A better, but more involved, solution for opening data is using a federated data repository. These are networks of distributed nodes (online access points) or individual repositories that collectively use similar standards in archiving data. They address the problem of multiple disconnected archival systems that are difficult to navigate. For example, the KNB repository is one node of the larger DataONE federated network. DataONE includes other repositories that are domain-, industry-, or regionally-specific that collectively fall under a more generic category of environmental or earth sciences data. All nodes in the larger DataONE network can be easily navigated and have full infrastructure support from DataONE.

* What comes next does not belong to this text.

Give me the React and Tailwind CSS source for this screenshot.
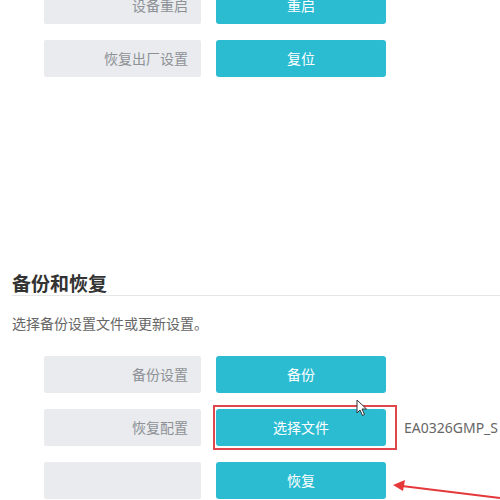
const font = { fontFamily: '"Noto Sans CJK SC", "Noto Sans", sans-serif' };

const Row = ({ label, btn, children, highlight }) => (
  <div className="flex items-center gap-[15px]">
    <div className="shrink-0 w-[157px] h-[37px] bg-[#e9ebee] rounded-[2px] flex items-center justify-end pr-[13px] text-[14px] text-[#8e9196]">
      {label}
    </div>
    <div className={highlight ? "relative shrink-0" : "shrink-0"}>
      <button className="w-[170px] h-[37px] bg-[#2bbcd2] rounded-[3px] text-white text-[14px] flex items-center justify-center">
        {btn}
      </button>
      {highlight && (
        <div className="absolute left-[-3px] top-[-4px] w-[184px] h-[45px] border-2 border-[#e0474c] pointer-events-none" />
      )}
    </div>
    {children}
  </div>
);

export default function App() {
  return (
    <div className="relative w-[500px] h-[500px] overflow-hidden bg-white" style={font}>
      <div className="pl-[44px] flex flex-col gap-[16px] mt-[-13px]">
        <Row label="设备重启" btn="重启" />
        <Row label="恢复出厂设置" btn="复位" />
      </div>

      <div className="mt-[194px] pl-[12px]">
        <h2 className="text-[19px] font-bold text-[#333] leading-[24px]">备份和恢复</h2>
        <div className="h-px bg-[#e6e6e6]" />
        <p className="mt-[17px] text-[14px] text-[#666] leading-[20px]">选择备份设置文件或更新设置。</p>
      </div>

      <div className="pl-[44px] flex flex-col gap-[16px] mt-[23px]">
        <Row label="备份设置" btn="备份" />
        <Row label="恢复配置" btn="选择文件" highlight>
          <span className="ml-[3px] text-[14px] text-[#666] whitespace-nowrap" style={{ fontFamily: '"Noto Sans", sans-serif' }}>
            EA0326GMP_S
          </span>
        </Row>
        <Row label="" btn="恢复" />
      </div>

      {/* mouse cursor */}
      <svg className="absolute left-[356px] top-[399px]" width="12" height="18" viewBox="0 0 12 18">
        <path d="M1 1 L1 14 L4 11 L6.5 16.5 L8.5 15.5 L6 10 L10.5 10 Z" fill="#fff" stroke="#333" strokeWidth="1" strokeLinejoin="round" />
      </svg>

      {/* red arrow */}
      <svg className="absolute left-0 top-0 pointer-events-none" width="500" height="500">
        <line x1="500" y1="498" x2="402" y2="486" stroke="#e5383b" strokeWidth="2" />
        <polygon points="393,485 405,480 403,491" fill="#e5383b" />
      </svg>
    </div>
  );
}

The main advantage of hosting your data in a federated repository is that it will truly be discoverable - it can be found online through standard search queries. No prior knowledge is needed about the data for someone to find the information. For example, perhaps someone is interested in finding datasets within a specific geographic location. They can search the federated network with these criteria and your dataset will be returned if it’s within the boundaries. Your metadata includes that information as a queryable attribute. Another advantage is that your data should live on in perpetuity, so long as the internet exists. As mentioned above, GitHub can be a location to store data for open access; however, there is no guarantee that GitHub will always be available as an online service. Federated repositories take great measures to ensure the long-term viability of their resources, including multiple distributed backups in different locations and interoperability of datasets across platforms. You receive those benefits as a guarantee when your data are hosted on these services.